I will suddenly and inexplicably crave a large bowl of broccoli.
The truth is, I really love vegetables. The way they taste and make me feel from the inside out is unlike any other food. I credit this to my parents, who included a variety of veggies in all of my meals growing up. It wasn’t a chore to eat them because their presence on my plate wasn’t a big deal. Green, leafy vegetables and fruits like avocados and apples are as much a part of my adult diet as nachos, which frankly should be recognized as a well-rounded, versatile meal option for any occasion.
March is National Nutrition Month, and it’s a great time to talk about kids and food. According to the Washington State Department of Health, 30 percent of children in San Juan County are getting less than one serving of vegetables per day. According to nurse Julie Keeffe from the Community Health Plan of Washington, this is less than half of the nutrients their bodies need to reduce the risk of chronic diseases such as Type 2 diabetes, obesity, stroke, heart disease, high blood pressure and more.
We are blessed to live in a community where farm to table is a philosophy upheld in school cafeterias. But, that’s only part of the equation. Kids learn directly from parents and the adults around them, and when they don’t consume the recommended two to four servings of veggies and fruit per day, they are at a higher risk of developing chronic diseases later in life and stunting their physical development.
Here are some tips on engaging your children in eating healthy.
• Start a small garden. Kids can be picky eaters, but when they participate in growing their own food, they are more likely to eat it. Don’t have a yard? Try a tiny indoor garden.
• Include kids in grocery shopping. Create a list of things you need for the week such as proteins, fruits, vegetables and grains, and let your kids choose what they want to eat. It’s also fun to visit the farmers market (it opens the first weekend in May) to check out row upon row of colorful, locally grown produce.
• Both Island Market and the Orcas Food Co-op offer free fruit for patrons of the store. So grab a banana for your kiddos next time you go shopping.

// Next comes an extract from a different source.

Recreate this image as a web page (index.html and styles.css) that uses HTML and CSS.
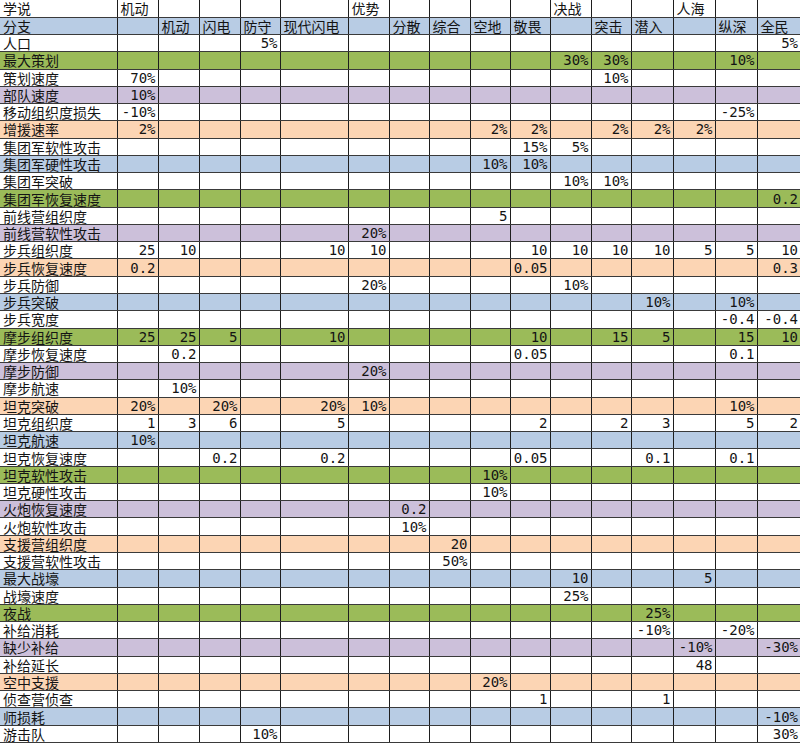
FILE: index.html
```html
<!DOCTYPE html>
<html lang="zh-CN">
<head>
<meta charset="utf-8">
<title>学说分支</title>
<link rel="stylesheet" href="styles.css">
</head>
<body>
<table class="sheet">
<colgroup>
<col class="c-label"><col class="c41"><col class="c41"><col class="c41"><col class="c40"><col class="c68"><col class="c41"><col class="c40"><col class="c41"><col class="c40"><col class="c40"><col class="c41"><col class="c40"><col class="c42"><col class="c42"><col class="c42"><col class="c43">
</colgroup>
<tbody>
<tr class="hd"><td>学说</td><td>机动</td><td></td><td></td><td></td><td></td><td>优势</td><td></td><td></td><td></td><td></td><td>决战</td><td></td><td></td><td>人海</td><td></td><td></td></tr>
<tr class="hd b"><td>分支</td><td></td><td>机动</td><td>闪电</td><td>防守</td><td>现代闪电</td><td></td><td>分散</td><td>综合</td><td>空地</td><td>敬畏</td><td></td><td>突击</td><td>潜入</td><td></td><td>纵深</td><td>全民</td></tr>
<tr><td>人口</td><td></td><td></td><td></td><td>5%</td><td></td><td></td><td></td><td></td><td></td><td></td><td></td><td></td><td></td><td></td><td></td><td>5%</td></tr>
<tr class="g"><td>最大策划</td><td></td><td></td><td></td><td></td><td></td><td></td><td></td><td></td><td></td><td></td><td>30%</td><td>30%</td><td></td><td></td><td>10%</td><td></td></tr>
<tr><td>策划速度</td><td>70%</td><td></td><td></td><td></td><td></td><td></td><td></td><td></td><td></td><td></td><td></td><td>10%</td><td></td><td></td><td></td><td></td></tr>
<tr class="p"><td>部队速度</td><td>10%</td><td></td><td></td><td></td><td></td><td></td><td></td><td></td><td></td><td></td><td></td><td></td><td></td><td></td><td></td><td></td></tr>
<tr><td>移动组织度损失</td><td>-10%</td><td></td><td></td><td></td><td></td><td></td><td></td><td></td><td></td><td></td><td></td><td></td><td></td><td></td><td>-25%</td><td></td></tr>
<tr class="o"><td>增援速率</td><td>2%</td><td></td><td></td><td></td><td></td><td></td><td></td><td></td><td>2%</td><td>2%</td><td></td><td>2%</td><td>2%</td><td>2%</td><td></td><td></td></tr>
<tr><td>集团军软性攻击</td><td></td><td></td><td></td><td></td><td></td><td></td><td></td><td></td><td></td><td>15%</td><td>5%</td><td></td><td></td><td></td><td></td><td></td></tr>
<tr class="b"><td>集团军硬性攻击</td><td></td><td></td><td></td><td></td><td></td><td></td><td></td><td></td><td>10%</td><td>10%</td><td></td><td></td><td></td><td></td><td></td><td></td></tr>
<tr><td>集团军突破</td><td></td><td></td><td></td><td></td><td></td><td></td><td></td><td></td><td></td><td></td><td>10%</td><td>10%</td><td></td><td></td><td></td><td></td></tr>
<tr class="g"><td>集团军恢复速度</td><td></td><td></td><td></td><td></td><td></td><td></td><td></td><td></td><td></td><td></td><td></td><td></td><td></td><td></td><td></td><td>0.2</td></tr>
<tr><td>前线营组织度</td><td></td><td></td><td></td><td></td><td></td><td></td><td></td><td></td><td>5</td><td></td><td></td><td></td><td></td><td></td><td></td><td></td></tr>
<tr class="p"><td>前线营软性攻击</td><td></td><td></td><td></td><td></td><td></td><td>20%</td><td></td><td></td><td></td><td></td><td></td><td></td><td></td><td></td><td></td><td></td></tr>
<tr><td>步兵组织度</td><td>25</td><td>10</td><td></td><td></td><td>10</td><td>10</td><td></td><td></td><td></td><td>10</td><td>10</td><td>10</td><td>10</td><td>5</td><td>5</td><td>10</td></tr>
<tr class="o"><td>步兵恢复速度</td><td>0.2</td><td></td><td></td><td></td><td></td><td></td><td></td><td></td><td></td><td>0.05</td><td></td><td></td><td></td><td></td><td></td><td>0.3</td></tr>
<tr><td>步兵防御</td><td></td><td></td><td></td><td></td><td></td><td>20%</td><td></td><td></td><td></td><td></td><td>10%</td><td></td><td></td><td></td><td></td><td></td></tr>
<tr class="b"><td>步兵突破</td><td></td><td></td><td></td><td></td><td></td><td></td><td></td><td></td><td></td><td></td><td></td><td></td><td>10%</td><td></td><td>10%</td><td></td></tr>
<tr><td>步兵宽度</td><td></td><td></td><td></td><td></td><td></td><td></td><td></td><td></td><td></td><td></td><td></td><td></td><td></td><td></td><td>-0.4</td><td>-0.4</td></tr>
<tr class="g"><td>摩步组织度</td><td>25</td><td>25</td><td>5</td><td></td><td>10</td><td></td><td></td><td></td><td></td><td>10</td><td></td><td>15</td><td>5</td><td></td><td>15</td><td>10</td></tr>
<tr><td>摩步恢复速度</td><td></td><td>0.2</td><td></td><td></td><td></td><td></td><td></td><td></td><td></td><td>0.05</td><td></td><td></td><td></td><td></td><td>0.1</td><td></td></tr>
<tr class="p"><td>摩步防御</td><td></td><td></td><td></td><td></td><td></td><td>20%</td><td></td><td></td><td></td><td></td><td></td><td></td><td></td><td></td><td></td><td></td></tr>
<tr><td>摩步航速</td><td></td><td>10%</td><td></td><td></td><td></td><td></td><td></td><td></td><td></td><td></td><td></td><td></td><td></td><td></td><td></td><td></td></tr>
<tr class="o"><td>坦克突破</td><td>20%</td><td></td><td>20%</td><td></td><td>20%</td><td>10%</td><td></td><td></td><td></td><td></td><td></td><td></td><td></td><td></td><td>10%</td><td></td></tr>
<tr><td>坦克组织度</td><td>1</td><td>3</td><td>6</td><td></td><td>5</td><td></td><td></td><td></td><td></td><td>2</td><td></td><td>2</td><td>3</td><td></td><td>5</td><td>2</td></tr>
<tr class="b"><td>坦克航速</td><td>10%</td><td></td><td></td><td></td><td></td><td></td><td></td><td></td><td></td><td></td><td></td><td></td><td></td><td></td><td></td><td></td></tr>
<tr><td>坦克恢复速度</td><td></td><td></td><td>0.2</td><td></td><td>0.2</td><td></td><td></td><td></td><td></td><td>0.05</td><td></td><td></td><td>0.1</td><td></td><td>0.1</td><td></td></tr>
<tr class="g"><td>坦克软性攻击</td><td></td><td></td><td></td><td></td><td></td><td></td><td></td><td></td><td>10%</td><td></td><td></td><td></td><td></td><td></td><td></td><td></td></tr>
<tr><td>坦克硬性攻击</td><td></td><td></td><td></td><td></td><td></td><td></td><td></td><td></td><td>10%</td><td></td><td></td><td></td><td></td><td></td><td></td><td></td></tr>
<tr class="p"><td>火炮恢复速度</td><td></td><td></td><td></td><td></td><td></td><td></td><td>0.2</td><td></td><td></td><td></td><td></td><td></td><td></td><td></td><td></td><td></td></tr>
<tr><td>火炮软性攻击</td><td></td><td></td><td></td><td></td><td></td><td></td><td>10%</td><td></td><td></td><td></td><td></td><td></td><td></td><td></td><td></td><td></td></tr>
<tr class="o"><td>支援营组织度</td><td></td><td></td><td></td><td></td><td></td><td></td><td></td><td>20</td><td></td><td></td><td></td><td></td><td></td><td></td><td></td><td></td></tr>
<tr><td>支援营软性攻击</td><td></td><td></td><td></td><td></td><td></td><td></td><td></td><td>50%</td><td></td><td></td><td></td><td></td><td></td><td></td><td></td><td></td></tr>
<tr class="b"><td>最大战壕</td><td></td><td></td><td></td><td></td><td></td><td></td><td></td><td></td><td></td><td></td><td>10</td><td></td><td></td><td>5</td><td></td><td></td></tr>
<tr><td>战壕速度</td><td></td><td></td><td></td><td></td><td></td><td></td><td></td><td></td><td></td><td></td><td>25%</td><td></td><td></td><td></td><td></td><td></td></tr>
<tr class="g"><td>夜战</td><td></td><td></td><td></td><td></td><td></td><td></td><td></td><td></td><td></td><td></td><td></td><td></td><td>25%</td><td></td><td></td><td></td></tr>
<tr><td>补给消耗</td><td></td><td></td><td></td><td></td><td></td><td></td><td></td><td></td><td></td><td></td><td></td><td></td><td>-10%</td><td></td><td>-20%</td><td></td></tr>
<tr class="p"><td>缺少补给</td><td></td><td></td><td></td><td></td><td></td><td></td><td></td><td></td><td></td><td></td><td></td><td></td><td></td><td>-10%</td><td></td><td>-30%</td></tr>
<tr><td>补给延长</td><td></td><td></td><td></td><td></td><td></td><td></td><td></td><td></td><td></td><td></td><td></td><td></td><td></td><td>48</td><td></td><td></td></tr>
<tr class="o"><td>空中支援</td><td></td><td></td><td></td><td></td><td></td><td></td><td></td><td></td><td>20%</td><td></td><td></td><td></td><td></td><td></td><td></td><td></td></tr>
<tr><td>侦查营侦查</td><td></td><td></td><td></td><td></td><td></td><td></td><td></td><td></td><td></td><td>1</td><td></td><td></td><td>1</td><td></td><td></td><td></td></tr>
<tr class="b"><td>师损耗</td><td></td><td></td><td></td><td></td><td></td><td></td><td></td><td></td><td></td><td></td><td></td><td></td><td></td><td></td><td></td><td>-10%</td></tr>
<tr><td>游击队</td><td></td><td></td><td></td><td>10%</td><td></td><td></td><td></td><td></td><td></td><td></td><td></td><td></td><td></td><td></td><td></td><td>30%</td></tr>
</tbody>
</table>
</body>
</html>
```

FILE: styles.css
```css
html, body {
  margin: 0;
  padding: 0;
  background: #ffffff;
}

.sheet {
  border-collapse: collapse;
  table-layout: fixed;
  width: 800px;
}

.c-label { width: 117px; }
.c40 { width: 40px; }
.c41 { width: 41px; }
.c42 { width: 42px; }
.c43 { width: 43px; }
.c68 { width: 68px; }

.sheet tr {
  height: 17.28px;
}

.sheet td {
  padding: 0 2px 0 3px;
  border-right: 1px solid #1e1e1e;
  border-bottom: 1px solid #3a3a3a;
  font-family: "DejaVu Sans Mono", "Liberation Mono", monospace;
  font-size: 14px;
  line-height: 16px;
  color: #141414;
  text-align: right;
  white-space: nowrap;
  overflow: visible;
  vertical-align: middle;
}

.sheet td:first-child,
.sheet .hd td {
  text-align: left;
  font-family: "Noto Sans CJK SC", "Noto Sans CJK JP", sans-serif;
  font-size: 14px;
}

.sheet td:last-child {
  border-right: none;
}

.b { background: #b8cce4; }
.g { background: #9bbb59; }
.p { background: #ccc0da; }
.o { background: #fcd5b4; }
```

• The Orcas Food Bank has many nutritious options and receives fresh produce donations from stores, farms and gardeners on the island.
• Talk to your kids about why healthy habits are important, and why you encourage eating healthy foods and physical activity.
• Make half your plate fruits and vegetables – fresh, frozen or canned. They add color, flavor and texture plus vitamins, minerals and fiber. Make two cups of fruit and 2.5 cups of vegetables your daily goal.
• Eat seafood twice a week. According to the Academy of Nutrition and Dietetics, fish and shellfish contain a range of nutrients including healthy omega-3 fats. Salmon, trout, oysters and sardines are higher in omega-3s and lower in mercury.
• Fix healthy snacks. This will sustain your energy levels between meals, especially when they include a combination of foods. Choose from two or more of grains, fruits, vegetables, dairy and protein. The Academy of Nutrition recommends raw veggies with low-fat cottage cheese, or a tablespoon of peanut butter with an apple or banana.